High spirits despite downpour

The celebration was interrupted by heavy rains but the storm did not dampen the prevailing spirit of nationalism.

Ambassador Herman Prayitno stressed that labourers in Malaysia need to remember that they're representing Indonesia.

"I always advise (workers abroad) to save their income for their families back home so their children can pursue higher education and produce a better generation for our country. I often tell them that they are ambassadors for our country. They need to perform with a positive attitude and not break any laws and regulations in Malaysia. So far, Indonesian labourers have been perceived favourably by Malaysians," Herman said.

Harry Winarto, an expatriate who has been working in Malaysia for more than a year, said attending the event increased his feelings of nationalism.

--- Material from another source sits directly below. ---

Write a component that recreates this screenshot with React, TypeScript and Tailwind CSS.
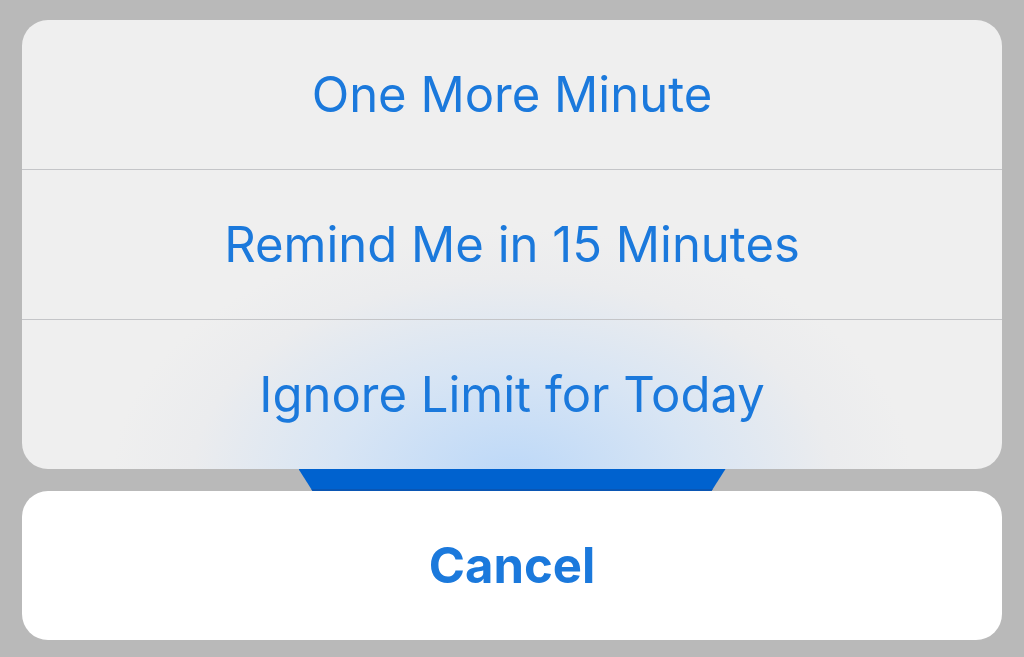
const actions = ["One More Minute", "Remind Me in 15 Minutes", "Ignore Limit for Today"];

export default function App() {
  return (
    <div className="w-[1024px] h-[657px] bg-[#b9b9b9] px-[22px] pt-[20px] font-['Inter','Liberation_Sans',sans-serif] overflow-hidden">
      {/* Action sheet */}
      <div className="rounded-[26px] overflow-hidden bg-[radial-gradient(ellipse_400px_250px_at_50%_102%,#bcd8f8_0%,#d8e5f4_45%,#ebecee_80%,#efefef_100%)]">
        {actions.map((label, i) => (
          <div
            key={label}
            className={
              i === 0
                ? "h-[149px] flex items-center justify-center"
                : "h-[150px] flex items-center justify-center border-t border-[#c4c5c8]"
            }
          >
            <span className="text-[49px] leading-none text-[#1b79dc] pb-[1px]">{label}</span>
          </div>
        ))}
      </div>

      {/* Button peeking out behind the sheet */}
      <div className="h-[22px] flex justify-center">
        <div className="w-[427px] h-[22px] bg-[#0062cf] border-b-2 border-[#0a56b4] [clip-path:polygon(0_0,100%_0,calc(100%-14px)_100%,14px_100%)]" />
      </div>

      {/* Cancel */}
      <div className="h-[149px] rounded-[26px] bg-white flex items-center justify-center">
        <span className="text-[49px] leading-none font-bold text-[#1b79dc] pb-[1px]">Cancel</span>
      </div>
    </div>
  );
}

He wants both countries to maintain their ties in politics, the economy, education and human rights.

"I hope Indonesia and Malaysia can co-operate and build a win-win relationship as neighbours with close ties in culture and languages," he said.

"We must work hand-in-hand to help each other and prepare ourselves regarding the upcoming ASEAN Community in 2015. Then we could create an export and import balance with Malaysia."

Joint efforts

Ambassador Herman has pushed for Indonesians in Malaysia to be aware that both countries promote democracy in the region.

He specifically pointed to the upcoming presidential election in 2014, urging every Indonesian in Malaysia to use the opportunity as a nation-building process.

"As our next presidential election will come soon … we should make our best efforts to encourage our citizens here to exercise their right to vote to appoint our next leader," he told Khabar Southeast Asia.

Siti Marshiela, a Malaysian graduate student at University of Kuala Lumpur, said both Indonesia and Malaysia have agreed to secure the region, improve security and share resources.

When terrorists escaped from Tanjung Gusta prison in North Sumatra, Malaysia jointly beefed up its security.

"Our Special Task Force (Operations and Counter Terrorism) under the leadership of Mohamad Fuzi Harun patrols the borders, monitors situations, and keeps contact with Indonesia regarding the development of cases," she said.